When I got older, I decided it was time to leave Crazy Land, so I mentally put a super-pink eraser in my head to erase all my memories. I miss it there.
I used to believe that exactly at the same time I fall asleep, my whole family and friends gather up and make a bombastic party (as they laugh and gossip about me and my behavior). In general, I used to believe my whole life are being watched by a large group of people who actually behave like normal people but they own superpowers and just "pretend" to be human.
I used to believe that when I was 6 that the way I perceived the world through my eyes would be unique. That the colors the shapes and the dimensions of things I saw were different for everyone. I remember telling my dad this and we were in the bathroom and he said, "do you see yourself in the mirror and me in the mirror and do the images look different then what you see here in this room?" Which I had to acknowledged it was the same, but maybe it was just reflections of things I saw differently, etc? Some days I'm *still* not sure! Which is probably why most of my friends think I'm insane anyways.

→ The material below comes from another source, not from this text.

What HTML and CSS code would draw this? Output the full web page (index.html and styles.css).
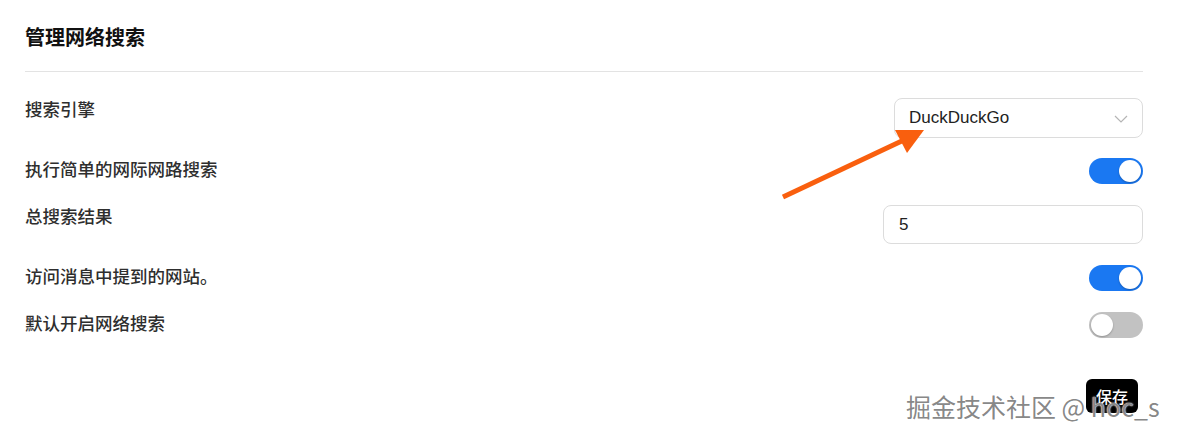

i used to think that i was a dream. i was always wondered when i would wake up and what i would look like
when i was like 7 i thought that everyone was watching me all the time through little camera and i would never do anything i though was weird or stupid cause i though that they would see my.
I woke up one morning believing that my body had been switched but my brain had stayed. I am not sure if it is entirely untrue...
When i was a kid (3-4 years old) i had this orange piece of cloth that my mom gave me and i wore it around my back and i believed it was my cape and i had superpowers.
i used to belive that everyone could read my mind but i couldnt read theres, whenever i caught myself thinking somthing bad i would try to clear my mind.... weird hu? it waz kinda creepy to
When I was in kindergarten or something, I was convinced that I was Chinese, from the moon, a slaver who enslaved bad people who didn't exist, and that my name was Maurice.
Up to the age of about 9 I used to think that I was still a baby and my life was all a dream and everytime I hurt myself it's just because I had hit myself on the bars of my cot or something and then I would wake up and live the exact same life but know what to do because I would have lived it already and I wouldn't get into as much trouble with people and they wouldn't do things to me that they have done. Now I know this isn't correct and I shall have to live my life the hard way, without knowing whats coming next!